Es ist beileibe kein Abschied, der leicht fällt, weder für die Gemeinde noch für die Ordensbrüder. »Doch die reichliche Arbeit, die noch zu erledigen ist, drängt die aufkommenden Gefühle momentan noch zurück«, sagt Marinus Parzinger, der seit 2009 der Pfarrer von Sankt Joseph ist. Kaplan Sunil bestätigt: »Ja, es gibt jede Menge zu tun. Doch immer häufiger spüre ich, wie schmerzhaft es sein wird, von hier wegzugehen.« Der fehlende Nachwuchs lässt den Kapuzinern keine andere Wahl. Momentan sind es lediglich drei Ordensbrüder, die den Betrieb aufrechterhalten, abgesehen von den Fachkräften im Pfarrbüro und den ehrenamtlich Engagierten. »So sehr alle mithelfen, dennoch ist an der Wahrheit kein Vorbeikommen. Wir können dieses Kloster einfach nicht mehr halten«, berichtet Bruder Marinus.
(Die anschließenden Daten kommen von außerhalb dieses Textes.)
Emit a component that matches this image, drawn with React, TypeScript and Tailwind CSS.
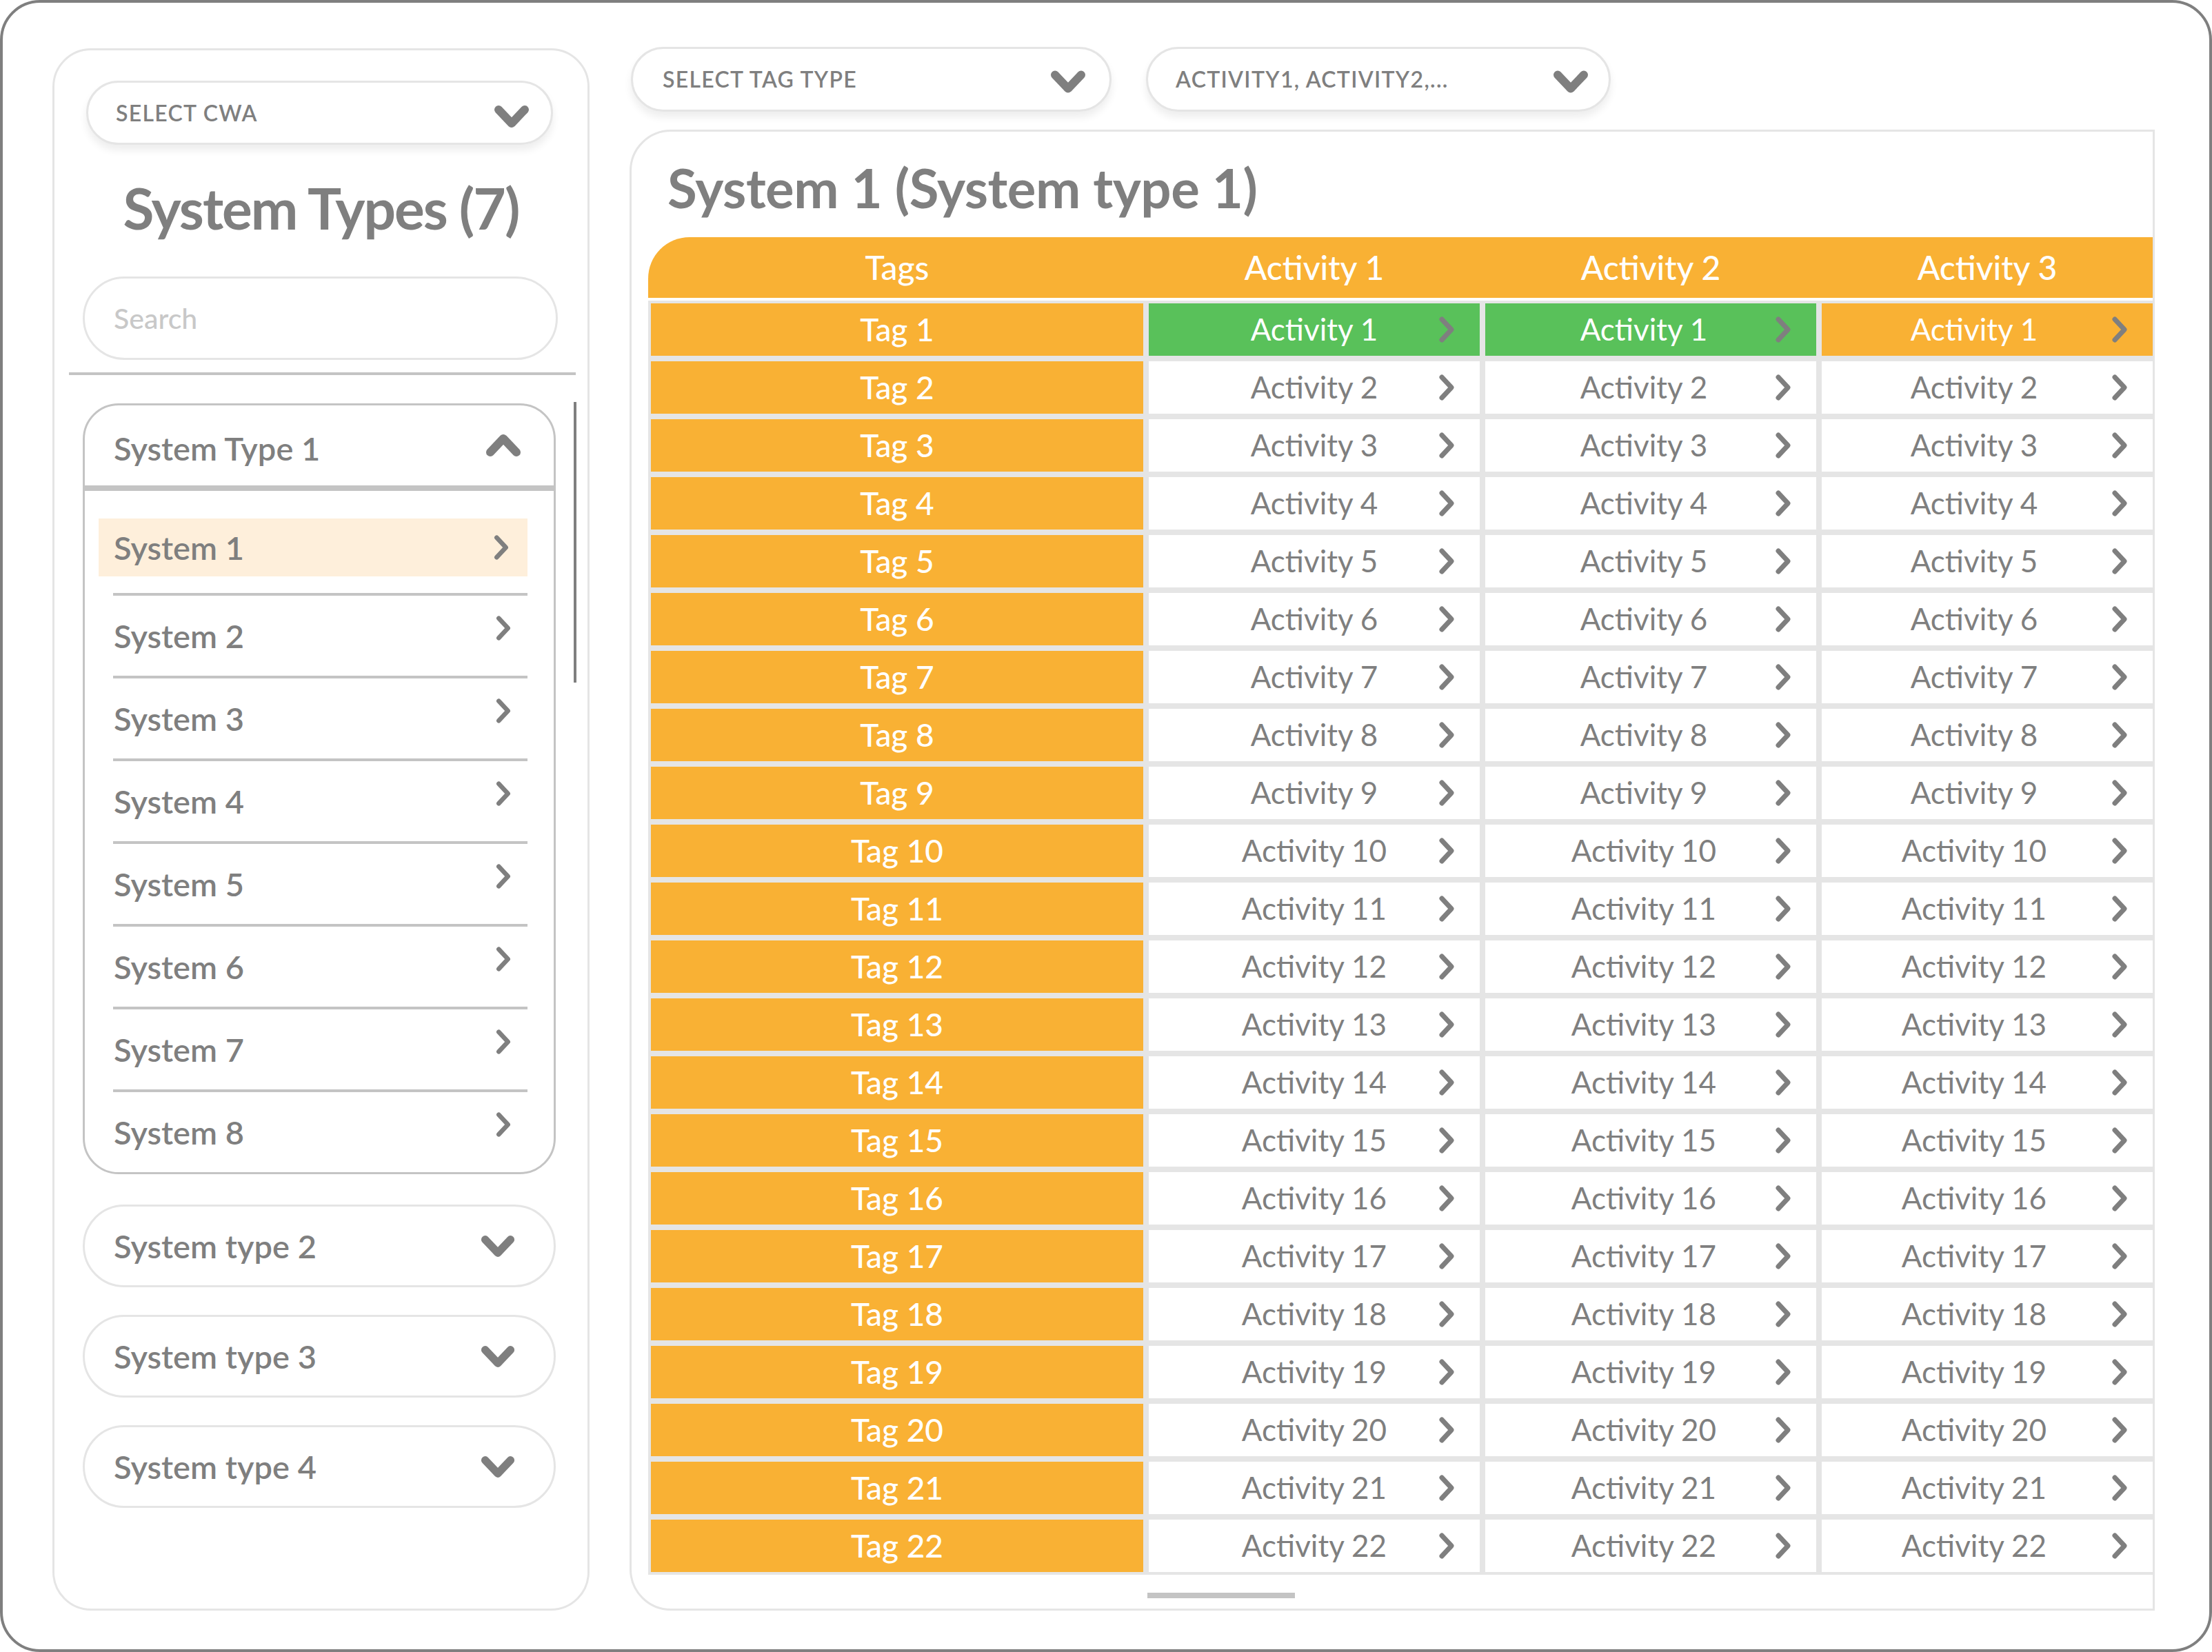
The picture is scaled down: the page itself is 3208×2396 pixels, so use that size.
import React from 'react'

const GRAY = '#7f7f7f'

function ChevronDown({ className }: { className?: string }) {
  return (
    <svg viewBox="0 0 54 36" className={className} fill="none" stroke={GRAY} strokeWidth={12} strokeLinecap="round" strokeLinejoin="round">
      <polyline points="8,8 27,28 46,8" />
    </svg>
  )
}

function ChevronUp({ className }: { className?: string }) {
  return (
    <svg viewBox="0 0 54 36" className={className} fill="none" stroke={GRAY} strokeWidth={12} strokeLinecap="round" strokeLinejoin="round">
      <polyline points="8,28 27,8 46,28" />
    </svg>
  )
}

function ChevronRight({ className }: { className?: string }) {
  return (
    <svg viewBox="0 0 24 40" className={className} fill="none" stroke={GRAY} strokeWidth={7} strokeLinecap="round" strokeLinejoin="round">
      <polyline points="5,5 19,20 5,35" />
    </svg>
  )
}

const systems = ['System 1', 'System 2', 'System 3', 'System 4', 'System 5', 'System 6', 'System 7', 'System 8']
const collapsed = ['System type 2', 'System type 3', 'System type 4']
const rows = Array.from({ length: 22 }, (_, i) => i + 1)
// text in the activity columns drifts left a bit per column
const colPad = ['pl-[60px]', 'pl-[40px]', 'pl-[22px]']

function Sidebar() {
  return (
    <div className="relative w-[779px] shrink-0 rounded-[56px] border-[3px] border-[#e5e5e5] flex flex-col">
      <div className="ml-[46px] mt-[44px] w-[677px] h-[93px] rounded-full border-[3px] border-[#e5e5e5] shadow-[0_8px_12px_rgba(0,0,0,0.07)] flex items-center justify-between pl-[40px] pr-[30px]">
        <span className="text-[32px] font-semibold tracking-[1.3px] leading-none">SELECT CWA</span>
        <ChevronDown className="w-[54px] h-[36px] mt-[10px]" />
      </div>

      <h1 className="mt-[42px] text-center text-[82px] font-bold leading-[1.2] tracking-[-2px]">System Types (7)</h1>

      <div className="ml-[41px] mt-[51px] w-[689px] h-[121px] rounded-full border-[3px] border-[#e5e5e5] flex items-center pl-[42px]">
        <span className="text-[41px] font-medium text-[#c8c8c8]">Search</span>
      </div>

      <div className="ml-[21px] mt-[18px] w-[735px] h-[4px] bg-[#c4c4c4]" />

      <div className="ml-[41px] mt-[41px] w-[686px] rounded-[52px] border-[3px] border-[#c4c4c4] overflow-hidden">
        <div className="h-[116px] flex items-center justify-between pl-[42px] pr-[46px]">
          <span className="text-[47px] font-semibold leading-[1.2] mt-[8px]">System Type 1</span>
          <ChevronUp className="w-[54px] h-[36px]" />
        </div>
        <div className="h-[8px] bg-[#c4c4c4]" />
        <div className="mt-[40px] ml-[20px] w-[622px] h-[84px] bg-[#feefdb] flex items-center justify-between pl-[22px] pr-[26px]">
          <span className="text-[47px] font-semibold leading-[1.2]">{systems[0]}</span>
          <ChevronRight className="w-[24px] h-[38px]" />
        </div>
        {systems.slice(1).map((s, i) => (
          <div key={s} className={i === 0 ? 'mt-[24px]' : ''}>
            <div className="ml-[41px] w-[601px] h-[4px] bg-[#c4c4c4]" />
            <div className="h-[116px] flex items-center justify-between pl-[42px] pr-[61px]">
              <span className="text-[47px] font-semibold leading-[1.2]">{s}</span>
              <ChevronRight className="w-[24px] h-[38px] -mt-[22px]" />
            </div>
          </div>
        ))}
      </div>

      {collapsed.map((c, i) => (
        <div
          key={c}
          className={`ml-[41px] w-[686px] h-[120px] rounded-full border-[3px] border-[#e5e5e5] flex items-center justify-between pl-[42px] pr-[55px] ${i === 0 ? 'mt-[44px]' : 'mt-[40px]'}`}
        >
          <span className="text-[47px] font-semibold leading-[1.2]">{c}</span>
          <ChevronDown className="w-[52px] h-[35px]" />
        </div>
      ))}

      {/* scrollbar */}
      <div className="absolute left-[753px] top-[510px] w-[4px] h-[407px] bg-[#7f7f7f]" />
    </div>
  )
}

function Table() {
  return (
    <div className="ml-[24px]">
      <div className="h-[88px] rounded-tl-[60px] bg-[#f9b134] grid grid-cols-[714px_1fr_1fr_1fr] gap-x-[8px] pl-[4px] items-center text-white text-[48px] font-medium leading-[1.2]">
        <div className="text-center">Tags</div>
        <div className="text-center">Activity 1</div>
        <div className="text-center">Activity 2</div>
        <div className="text-center">Activity 3</div>
      </div>
      <div className="mt-[4px] bg-[#e5e5e5] pt-[4px] pb-[4px] pl-[4px] grid grid-cols-[714px_1fr_1fr_1fr] gap-[8px]">
        {rows.map((n) => {
          const first = n === 1
          const fills = first ? ['bg-[#59c15a]', 'bg-[#59c15a]', 'bg-[#f9b134]'] : ['bg-white', 'bg-white', 'bg-white']
          return (
            <React.Fragment key={n}>
              <div className="h-[76px] bg-[#f9b134] flex items-center justify-center text-white text-[46px] font-medium leading-[1.2]">
                Tag {n}
              </div>
              {[0, 1, 2].map((c) => (
                <div key={c} className={`h-[76px] flex items-center pr-[36px] ${fills[c]} ${colPad[c]}`}>
                  <span className={`flex-1 text-center text-[44px] leading-[1.2] ${first ? 'text-white' : ''}`}>
                    Activity {first ? 1 : n}
                  </span>
                  <ChevronRight className="w-[24px] h-[40px]" />
                </div>
              ))}
            </React.Fragment>
          )
        })}
      </div>
    </div>
  )
}

function Main() {
  return (
    <div className="flex-1 flex flex-col -mt-[2px]">
      <div className="flex gap-[50px] ml-[2px]">
        <div className="w-[697px] h-[94px] rounded-full border-[3px] border-[#e5e5e5] shadow-[0_8px_12px_rgba(0,0,0,0.07)] flex items-center justify-between pl-[43px] pr-[33px]">
          <span className="text-[32px] font-semibold tracking-[1.3px] leading-none">SELECT TAG TYPE</span>
          <ChevronDown className="w-[54px] h-[37px] mt-[6px]" />
        </div>
        <div className="w-[674px] h-[94px] rounded-full border-[3px] border-[#e5e5e5] shadow-[0_8px_12px_rgba(0,0,0,0.07)] flex items-center justify-between pl-[40px] pr-[28px]">
          <span className="text-[32px] font-semibold tracking-[1.3px] leading-none">ACTIVITY1, ACTIVITY2,...</span>
          <ChevronDown className="w-[54px] h-[37px] mt-[6px]" />
        </div>
      </div>

      <div className="mt-[26px] flex-1 rounded-l-[60px] border-[3px] border-[#e5e5e5] flex flex-col">
        <h2 className="mt-[35px] ml-[52px] text-[78px] font-bold leading-[1.2] tracking-[-0.5px]">System 1 (System type 1)</h2>
        <div className="mt-[24px]">
          <Table />
        </div>
        <div className="mt-[26px] ml-[748px] w-[214px] h-[8px] bg-[#c4c4c4]" />
      </div>
    </div>
  )
}

export default function App() {
  return (
    <div className="w-[3208px] h-[2396px] bg-white font-[Lato,sans-serif] text-[#7f7f7f]">
      <div className="w-full h-full rounded-[58px] border-4 border-[#7f7f7f] flex gap-[58px] pl-[72px] pr-[79px] pt-[66px] pb-[56px]">
        <Sidebar />
        <Main />
      </div>
    </div>
  )
}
»Wir stehen vor dem entscheidenden Schritt, loszulassen. Und wer das wagt, wird neben dem Schmerz des Abschieds auch die Freude des Anfangs spüren.« Die Veränderung könne auch als Chance verstanden werden. Als neuer Pfarrer kommt Markus Gottswinter, der außerdem auch Sankt Ludwig leiten wird. »Das ist eine gute Entscheidung. Bei ihm weiß ich unsere Pfarrei in guten Händen«, so Bruder Marinus. Radikale Neuerungen müssten die Gemeindemitglieder nicht befürchten. An der Zahl der Gottesdienste etwa werde sich nichts ändern. Auch längst Etabliertes werde beibehalten, wie beispielsweise die Kooperation mit der polnischsprachigen Gemeinde. »Aber natürlich wird der neue Pfarrer auch seinen eigenen Stempel aufdrücken, weil er nun mal eine andere Persönlichkeit ist als ich es bin«, so Parzinger weiter. Bisher konnten die Gemeindemitglieder jederzeit an der Pforte klopfen und in der Regel wurde ihnen aufgetan. Manche wollten sich einfach ihren Kummer von der Seele reden, besonders Bedürftige durften auf Lebensmittel hoffen, etwa aus dem klostereigenen Garten.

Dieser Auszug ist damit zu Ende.